Galdikas, a lecturer in primatology at SFU, recently received a United Nations Global 500 Award in Beijing and a 1993 Chevron Conservation Award. She's a bona fide global eco-star. But even with her reputation as one of 'Leakey's Primates' or 'Leakey's Angels', Galdikas has to watch her step in, of all places, Vancouver. In the audience tonight is a representative from the Indonesian consulate. Galdikas praises the Indonesian government for its cooperation. East Timor isn't mentioned. Her audience doesn't know, and isn't told, that Galdikas has yet to be re-issued her annual permit from the Indonesia Institute of Science to continue her research in September.

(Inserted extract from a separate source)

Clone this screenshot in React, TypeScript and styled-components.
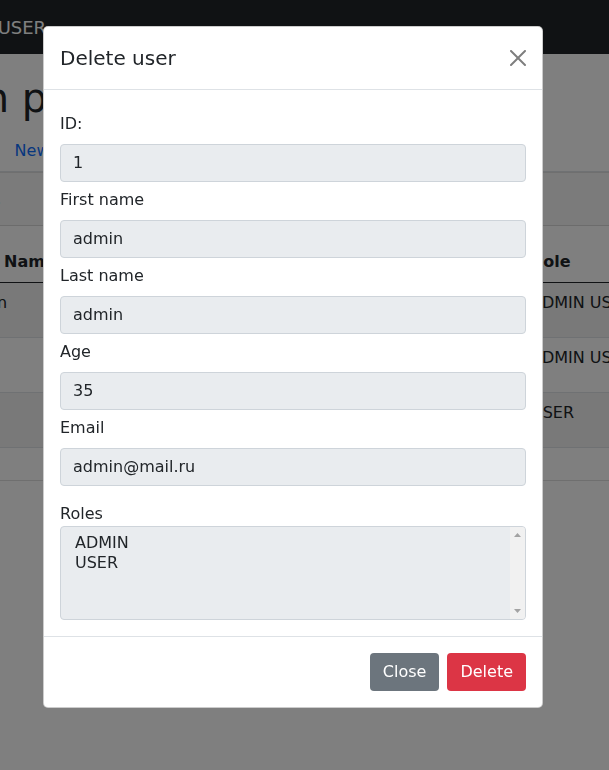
import React from 'react';
import styled, { createGlobalStyle } from 'styled-components';

const GlobalStyle = createGlobalStyle`
  *, *::before, *::after {
    box-sizing: border-box;
  }

  html, body {
    margin: 0;
    height: 100%;
    overflow: hidden;
  }

  body {
    font-family: 'DejaVu Sans', 'Noto Sans', sans-serif;
    font-size: 16px;
    line-height: 1.5;
    color: #212529;
    background: #fff;
  }
`;

/* ---------- page behind the modal (scrolled to the right) ---------- */

const Page = styled.div`
  margin-left: -342px;
  width: 1400px;
`;

const Navbar = styled.nav`
  height: 54px;
  display: flex;
  align-items: center;
  padding: 0 16px;
  font-size: 18px;
  background: #212529;
  color: #fff;
  white-space: nowrap;
`;

const NavEmail = styled.b`
  font-weight: 700;
`;

const Layout = styled.div`
  display: flex;
`;

const Sidebar = styled.aside`
  flex: none;
  width: 207.5px;
  padding: 20px 0 0;
`;

const Pill = styled.div<{ $active?: boolean }>`
  padding: 8px 16px;
  border-radius: 4px;
  color: ${({ $active }) => ($active ? '#fff' : '#0d6efd')};
  background: ${({ $active }) => ($active ? '#0d6efd' : 'transparent')};
`;

const Main = styled.main`
  flex: 1;
  padding: 20px 16px 0;
`;

const Title = styled.h1`
  margin: 0 0 8px;
  font-size: 40px;
  line-height: 1.2;
  font-weight: 500;
`;

const Tabs = styled.ul`
  display: flex;
  margin: 0;
  padding: 0;
  list-style: none;
  border-bottom: 1px solid #dee2e6;
`;

const Tab = styled.li<{ $active?: boolean }>`
  margin-bottom: -1px;
  padding: 8px 16px;
  line-height: 24px;
  border: 1px solid;
  border-color: ${({ $active }) => ($active ? '#dee2e6 #dee2e6 #fff' : 'transparent')};
  border-radius: 4px 4px 0 0;
  background: ${({ $active }) => ($active ? '#fff' : 'transparent')};
  color: ${({ $active }) => ($active ? '#495057' : '#0d6efd')};
`;

const Card = styled.section`
  border: 1px solid rgba(0, 0, 0, 0.125);
  border-radius: 4px;
`;

const CardHeader = styled.header`
  padding: 12px 16px;
  font-size: 24px;
  line-height: 28px;
  background: rgba(0, 0, 0, 0.03);
  border-bottom: 1px solid rgba(0, 0, 0, 0.125);
`;

const CardBody = styled.div`
  padding: 16px;
`;

const Table = styled.table`
  width: 974.5px;
  margin-bottom: 16px;
  table-layout: fixed;
  border-collapse: collapse;
`;

const Th = styled.th<{ $w: number }>`
  width: ${({ $w }) => $w}px;
  padding: 8px;
  text-align: left;
  vertical-align: bottom;
  font-weight: 700;
  line-height: 24px;
  border-bottom: 1px solid #212529;
`;

const Row = styled.tr<{ $striped: boolean }>`
  background: ${({ $striped }) => ($striped ? 'rgba(0, 0, 0, 0.05)' : 'transparent')};
`;

const Td = styled.td`
  padding: 8px;
  vertical-align: top;
  line-height: 24px;
  white-space: nowrap;
  border-bottom: 1px solid #dee2e6;
`;

/* ---------- modal ---------- */

const Backdrop = styled.div`
  position: fixed;
  inset: 0;
  background: rgba(0, 0, 0, 0.5);
`;

const ModalLayer = styled.div`
  position: fixed;
  inset: 0;
  overflow: hidden;
`;

const Dialog = styled.div`
  width: 500px;
  margin: 26px 0 0 43px;
  background: #fff;
  border: 1px solid rgba(0, 0, 0, 0.2);
  border-radius: 5px;
`;

const ModalHeader = styled.div`
  display: flex;
  align-items: center;
  justify-content: space-between;
  padding: 16px;
  border-bottom: 1px solid #dee2e6;
`;

const ModalTitle = styled.h5`
  margin: 0;
  font-size: 20px;
  line-height: 1.5;
  font-weight: 500;
`;

const CloseButton = styled.button`
  display: flex;
  width: 16px;
  height: 16px;
  padding: 0;
  border: 0;
  background: transparent;
  opacity: 0.5;
  cursor: pointer;
`;

const ModalBody = styled.div`
  padding: 16px;
`;

const Label = styled.label<{ $roles?: boolean }>`
  display: block;
  margin: ${({ $roles }) => ($roles ? '16px 0 0' : '6px 0 8px')};
`;

const Field = styled.input`
  display: block;
  width: 100%;
  padding: 6px 12px;
  font: inherit;
  line-height: 24px;
  color: #212529;
  background: #e9ecef;
  border: 1px solid #ced4da;
  border-radius: 4px;
  outline: none;
`;

const RoleBox = styled.div`
  display: flex;
  height: 94px;
  background: #e9ecef;
  border: 1px solid #ced4da;
  border-radius: 4px;
  overflow: hidden;
`;

const RoleList = styled.div`
  flex: 1;
  padding: 6px 36px 6px 12px;
`;

const RoleOption = styled.div`
  padding: 0 2px 1px;
  line-height: 19px;
`;

const ScrollTrack = styled.div`
  flex: none;
  width: 15px;
  display: flex;
  flex-direction: column;
  align-items: center;
  justify-content: space-between;
  padding: 6px 0 6px;
  background: #f1f1f1;
`;

const ModalFooter = styled.div`
  display: flex;
  justify-content: flex-end;
  padding: 12px;
  border-top: 1px solid #dee2e6;
`;

const Button = styled.button<{ $variant: 'secondary' | 'danger' | 'info' }>`
  margin: 4px;
  padding: 6px 12px;
  font: inherit;
  line-height: 24px;
  color: #fff;
  background: ${({ $variant }) =>
    $variant === 'danger' ? '#dc3545' : $variant === 'info' ? '#0dcaf0' : '#6c757d'};
  border: 1px solid transparent;
  border-radius: 4px;
  cursor: pointer;
`;

const TableButton = styled(Button)`
  margin: 0;
`;

const columns = [
  { title: 'ID', w: 50.5 },
  { title: 'First Name', w: 140 },
  { title: 'Last Name', w: 140 },
  { title: 'Age', w: 90 },
  { title: 'Email', w: 204 },
  { title: 'Role', w: 140 },
  { title: 'Edit', w: 100 },
  { title: 'Delete', w: 110 },
];

const users = [
  { id: 1, first: 'admin', last: 'admin', age: 35, email: 'admin@mail.ru', roles: 'ADMIN USER' },
  { id: 2, first: 'test', last: 'test', age: 28, email: 'test@mail.ru', roles: 'ADMIN USER' },
  { id: 3, first: 'user', last: 'user', age: 22, email: 'user@mail.ru', roles: 'USER' },
];

const fields = [
  { label: 'ID:', value: '1' },
  { label: 'First name', value: 'admin' },
  { label: 'Last name', value: 'admin' },
  { label: 'Age', value: '35' },
  { label: 'Email', value: 'admin@mail.ru' },
];

function CloseIcon() {
  return (
    <svg width="16" height="16" viewBox="0 0 16 16" aria-hidden="true">
      <path
        fill="#000"
        d="M.293.293a1 1 0 0 1 1.414 0L8 6.586 14.293.293a1 1 0 1 1 1.414 1.414L9.414 8l6.293 6.293a1 1 0 0 1-1.414 1.414L8 9.414l-6.293 6.293a1 1 0 0 1-1.414-1.414L6.586 8 .293 1.707a1 1 0 0 1 0-1.414z"
      />
    </svg>
  );
}

function ScrollArrow({ down }: { down?: boolean }) {
  return (
    <svg width="7" height="4" viewBox="0 0 7 4" aria-hidden="true">
      <path fill="#a3a3a3" d={down ? 'M0 0h7L3.5 4z' : 'M3.5 0L7 4H0z'} />
    </svg>
  );
}

export default function App() {
  return (
    <>
      <GlobalStyle />
      <Page>
        <Navbar>
          <NavEmail>admin@mail.ru</NavEmail>&nbsp;with roles: ADMIN USER
        </Navbar>
        <Layout>
          <Sidebar>
            <Pill $active>Admin</Pill>
            <Pill>User</Pill>
          </Sidebar>
          <Main>
            <Title>Admin panel</Title>
            <Tabs>
              <Tab $active>User table</Tab>
              <Tab>New User</Tab>
            </Tabs>
            <Card>
              <CardHeader>All users</CardHeader>
              <CardBody>
                <Table>
                  <thead>
                    <tr>
                      {columns.map((c) => (
                        <Th key={c.title} $w={c.w}>
                          {c.title}
                        </Th>
                      ))}
                    </tr>
                  </thead>
                  <tbody>
                    {users.map((u, i) => (
                      <Row key={u.id} $striped={i % 2 === 0}>
                        <Td>{u.id}</Td>
                        <Td>{u.first}</Td>
                        <Td>{u.last}</Td>
                        <Td>{u.age}</Td>
                        <Td>{u.email}</Td>
                        <Td>{u.roles}</Td>
                        <Td>
                          <TableButton $variant="info">Edit</TableButton>
                        </Td>
                        <Td>
                          <TableButton $variant="danger">Delete</TableButton>
                        </Td>
                      </Row>
                    ))}
                  </tbody>
                </Table>
              </CardBody>
            </Card>
          </Main>
        </Layout>
      </Page>

      <Backdrop />
      <ModalLayer>
        <Dialog role="dialog" aria-modal="true">
          <ModalHeader>
            <ModalTitle>Delete user</ModalTitle>
            <CloseButton aria-label="Close">
              <CloseIcon />
            </CloseButton>
          </ModalHeader>
          <ModalBody>
            {fields.map((f) => (
              <div key={f.label}>
                <Label>{f.label}</Label>
                <Field readOnly value={f.value} />
              </div>
            ))}
            <Label $roles>Roles</Label>
            <RoleBox role="listbox">
              <RoleList>
                <RoleOption>ADMIN</RoleOption>
                <RoleOption>USER</RoleOption>
              </RoleList>
              <ScrollTrack>
                <ScrollArrow />
                <ScrollArrow down />
              </ScrollTrack>
            </RoleBox>
          </ModalBody>
          <ModalFooter>
            <Button $variant="secondary">Close</Button>
            <Button $variant="danger">Delete</Button>
          </ModalFooter>
        </Dialog>
      </ModalLayer>
    </>
  );
}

Galdikas notes the Indonesian government has now declared its number one priority is 'jobs' and she leaves it at that. The logging companies don't want her back in the 300,000-hectare Tanjung Puting Reserve. She shows us one slide of the Korea-based logging consortium that has moved into her peninsula jutting into the Java Sea. She is only obliquely critical. She can only afford to be blunt about humankind in general. "One thing we know for sure is that humans don't relinquish power very easily," she says, "Human capacity for greed is an almost inexhaustible commodity."

Local emcee Gamet Hardy has spent two weeks at Galdikas' remote Camp Leakey compound, 30 miles up the winding Sekonyer River from the town of Pangkalan Bun, in Borneo. He repeatedly refers to Galdikas as ' the professor' . One gets the impression 'the professor' is not always a happy camper. Nonetheless Galdikas is willing to make a perfunctory fuss about the City of Vancouver's proclamation of 'Protect Orangutan Day' on July 8. She must play every angle. "All I can do is squeak piteously in the dark," she says.

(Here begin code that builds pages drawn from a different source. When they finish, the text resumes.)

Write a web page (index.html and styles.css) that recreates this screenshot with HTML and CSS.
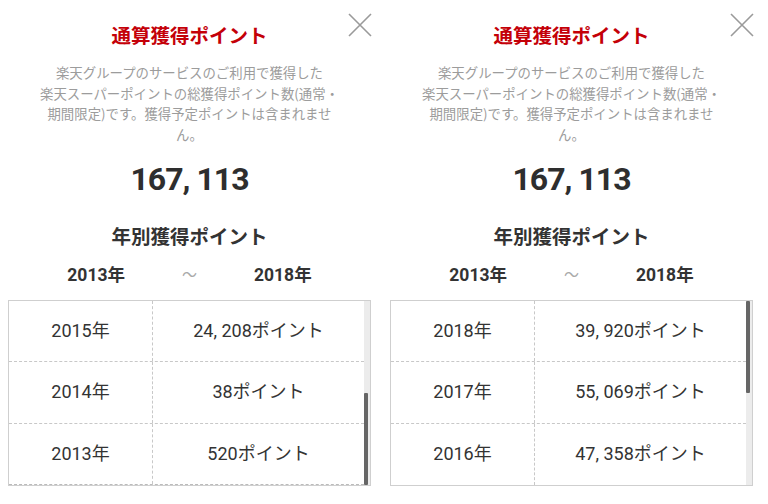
FILE: index.html
```html
<!DOCTYPE html>
<html lang="ja">
<head>
<meta charset="utf-8">
<title>通算獲得ポイント</title>
<link rel="stylesheet" href="styles.css">
</head>
<body>
<div class="wrap">
  <section class="panel">
    <svg class="close" viewBox="0 0 24 24" width="24" height="24"><path d="M1 1L23 23M23 1L1 23" stroke="#9a9a9a" stroke-width="1.6" fill="none"/></svg>
    <h1 class="title">通算獲得ポイント</h1>
    <p class="desc">楽天グループのサービスのご利用で獲得した<br>楽天スーパーポイントの総獲得ポイント数(通常・<br>期間限定)です。獲得予定ポイントは含まれませ<br>ん。</p>
    <div class="total">167, 113</div>
    <h2 class="sub">年別獲得ポイント</h2>
    <div class="range"><span class="yr">2013年</span><span class="tilde">〜</span><span class="yr">2018年</span></div>
    <div class="table">
      <div class="rows">
        <div class="row"><div class="c1">2015年</div><div class="c2">24, 208ポイント</div></div>
        <div class="row"><div class="c1">2014年</div><div class="c2">38ポイント</div></div>
        <div class="row last-dashed"><div class="c1">2013年</div><div class="c2">520ポイント</div></div>
      </div>
      <div class="track"><div class="thumb thumb-bottom"></div></div>
    </div>
  </section>
  <section class="panel">
    <svg class="close" viewBox="0 0 24 24" width="24" height="24"><path d="M1 1L23 23M23 1L1 23" stroke="#9a9a9a" stroke-width="1.6" fill="none"/></svg>
    <h1 class="title">通算獲得ポイント</h1>
    <p class="desc">楽天グループのサービスのご利用で獲得した<br>楽天スーパーポイントの総獲得ポイント数(通常・<br>期間限定)です。獲得予定ポイントは含まれませ<br>ん。</p>
    <div class="total">167, 113</div>
    <h2 class="sub">年別獲得ポイント</h2>
    <div class="range"><span class="yr">2013年</span><span class="tilde">〜</span><span class="yr">2018年</span></div>
    <div class="table">
      <div class="rows">
        <div class="row"><div class="c1">2018年</div><div class="c2">39, 920ポイント</div></div>
        <div class="row"><div class="c1">2017年</div><div class="c2">55, 069ポイント</div></div>
        <div class="row"><div class="c1">2016年</div><div class="c2">47, 358ポイント</div></div>
      </div>
      <div class="track"><div class="thumb"></div></div>
    </div>
  </section>
</div>
</body>
</html>
```
FILE: styles.css
```css
* { box-sizing: border-box; }
html, body { margin: 0; padding: 0; background: #fff; }
body {
  width: 768px;
  height: 504px;
  overflow: hidden;
  font-family: Roboto, "Noto Sans CJK JP", sans-serif;
  color: #333;
}
.wrap {
  display: flex;
  gap: 19px;
  padding-left: 8px;
}
.panel {
  position: relative;
  width: 363px;
  display: flex;
  flex-direction: column;
  align-items: center;
}
.close {
  position: absolute;
  top: 13px;
  right: -1px;
}
.title {
  margin: 21px 0 0;
  font-family: "Noto Sans CJK JP", sans-serif;
  font-size: 19.5px;
  line-height: 28px;
  font-weight: 700;
  color: #c40008;
}
.desc {
  margin: 13px 0 0;
  font-family: "Noto Sans CJK JP", sans-serif;
  font-size: 13.4px;
  line-height: 20.5px;
  color: #9c9c9c;
  text-align: center;
}
.total {
  margin-top: 15px;
  font-size: 32px;
  line-height: 40px;
  font-weight: 700;
  color: #2e2e2e;
  letter-spacing: -1px;
}
.sub {
  margin: 23px 0 0;
  font-family: "Noto Sans CJK JP", sans-serif;
  font-size: 19.5px;
  line-height: 28px;
  font-weight: 700;
  color: #333;
}
.range {
  margin-top: 9px;
  display: flex;
  align-items: center;
  gap: 57px;
  height: 28px;
  font-size: 17.5px;
  font-weight: 700;
}
.tilde {
  font-weight: 400;
  color: #aaa;
  font-family: "Noto Sans CJK JP", sans-serif;
  font-size: 15px;
}
.table {
  margin-top: 13px;
  width: 363px;
  height: 186px;
  border: 1px solid #cfcfcf;
  display: flex;
  overflow: hidden;
}
.rows {
  flex: 1;
  display: flex;
  flex-direction: column;
}
.row {
  display: flex;
  height: 62px;
  flex-shrink: 0;
  border-top: 1px dashed #c8c8c8;
}
.row:first-child { border-top: none; height: 60px; }
.row.last-dashed { border-bottom: 1px dashed #bbb; }
.c1, .c2 {
  display: flex;
  align-items: center;
  justify-content: center;
  font-size: 18px;
  color: #333;
  padding-bottom: 5px;
}
.c1 {
  width: 144px;
  border-right: 1px dashed #c8c8c8;
}
.c2 { flex: 1; }
.track {
  width: 6px;
  background: #ececec;
  display: flex;
  flex-direction: column;
}
.thumb {
  width: 4px;
  height: 92px;
  background: #666;
  border-radius: 1px;
}
.thumb-bottom { margin-top: auto; }
```
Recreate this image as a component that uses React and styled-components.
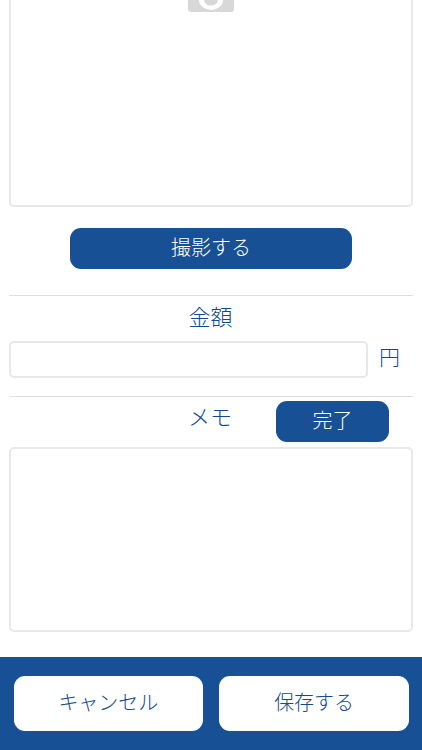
import React from 'react';
import styled, { createGlobalStyle } from 'styled-components';

const GlobalStyle = createGlobalStyle`
	html, body {
		margin: 0;
		padding: 0;
		background-color: #fff;
	}
	* {
		box-sizing: border-box;
	}
	body {
		font-family: "Noto Sans CJK JP", "Liberation Sans", sans-serif;
		font-weight: 300;
		color: #134a8c;
	}
`;

const Page = styled.div`
	width: 422px;
	height: 750px;
	display: flex;
	flex-direction: column;
	overflow: hidden;
`;

const Content = styled.main`
	flex: 1;
	padding: 0 9px;
	display: flex;
	flex-direction: column;
`;

const PhotoBox = styled.div`
	height: 207px;
	border: 2px solid #e8e8e8;
	border-top: none;
	border-radius: 0 0 5px 5px;
	display: flex;
	justify-content: center;
	align-items: flex-start;
`;

const CameraIcon = styled.svg`
	width: 46px;
	height: 13px;
	display: block;
`;

const ShootRow = styled.div`
	display: flex;
	justify-content: center;
	margin: 21px 0 26px;
`;

const PrimaryButton = styled.button`
	width: ${({ $width }) => $width}px;
	height: 41px;
	padding: 0 0 4px;
	border: none;
	border-radius: 11px;
	background-color: #175095;
	color: #fff;
	font-family: inherit;
	font-weight: inherit;
	font-size: 20px;
	line-height: 1;
`;

const Divider = styled.hr`
	width: 100%;
	height: 1px;
	margin: 0;
	border: none;
	background-color: #dfdfdf;
`;

const AmountLabel = styled.div`
	height: 45px;
	padding: 0 1px 7px 0;
	display: flex;
	align-items: center;
	justify-content: center;
	font-size: 22px;
	line-height: 1;
`;

const AmountRow = styled.div`
	display: flex;
	align-items: center;
	margin-bottom: 18px;
`;

const AmountInput = styled.input`
	width: 359px;
	height: 37px;
	border: 2px solid #e8e8e8;
	border-radius: 5px;
	background-color: #fff;
	outline: none;
`;

const Unit = styled.span`
	margin-left: 11px;
	padding-bottom: 6px;
	font-size: 21px;
	line-height: 1;
`;

const MemoHeader = styled.div`
	height: 50px;
	padding: 4px 24px 0 0;
	display: grid;
	grid-template-columns: 1fr auto;
	align-items: start;
`;

const MemoLabel = styled.span`
	padding: 3px 0 0 179px;
	font-size: 22px;
	line-height: 1;
`;

const MemoArea = styled.textarea`
	display: block;
	width: 100%;
	height: 185px;
	border: 2px solid #e8e8e8;
	border-radius: 5px;
	background-color: #fff;
	outline: none;
	resize: none;
`;

const Footer = styled.footer`
	height: 93px;
	padding: 19px 13px 19px 13.5px;
	background-color: #175095;
	display: flex;
	gap: 16px;
`;

const FooterButton = styled.button`
	flex: 1;
	height: 55px;
	padding: 0 0 4px;
	border: none;
	border-radius: 11px;
	background-color: #fff;
	color: #134a8c;
	font-family: inherit;
	font-weight: inherit;
	font-size: 20px;
	line-height: 1;
`;

function App() {
	return (
		<>
			<GlobalStyle />
			<Page>
				<Content>
					<PhotoBox>
						<CameraIcon viewBox="0 0 46 13">
							<path d="M0 0H46V9a3 3 0 0 1-3 3H3a3 3 0 0 1-3-3Z" fill="#d8d8d8" />
							<path d="M11 0a12 10 0 0 0 24 0h-5a7 5.5 0 0 1-14 0Z" fill="#fff" />
						</CameraIcon>
					</PhotoBox>

					<ShootRow>
						<PrimaryButton type="button" $width={282}>撮影する</PrimaryButton>
					</ShootRow>

					<Divider />
					<AmountLabel>金額</AmountLabel>
					<AmountRow>
						<AmountInput type="text" />
						<Unit>円</Unit>
					</AmountRow>

					<Divider />
					<MemoHeader>
						<MemoLabel>メモ</MemoLabel>
						<PrimaryButton type="button" $width={113}>完了</PrimaryButton>
					</MemoHeader>
					<MemoArea />
				</Content>

				<Footer>
					<FooterButton type="button">キャンセル</FooterButton>
					<FooterButton type="button">保存する</FooterButton>
				</Footer>
			</Page>
		</>
	);
}

export default App;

The professor's audience waits politely for Galdikas to finish so they can buy souvenir t-shirts in the lobby. Copies of the book will be snapped up, too. But before they go, Galdikas lets slip something which reveals something of the fierceness of her character, and the depth of her scientific but also moral vision. "AIDS", she says, "is probably directly related to the degradation of the environment of this planet." Galdikas apparently accepts the green monkey theory. Monkey brain eating. Retrogression. The rapaciousness of humankind. Coupled with her earlier reference to orangutans still inhabiting the Garden of Eden, this remark indicates Biruté Galdikas has a great deal more to say about humankind than she's willing to share during the course of a slide show. No doubt Dr. Galdikas can sometimes be prickly, circumspect, stubborn, tired, arrogant and not much of an entertainer. Thank God she's on the planet.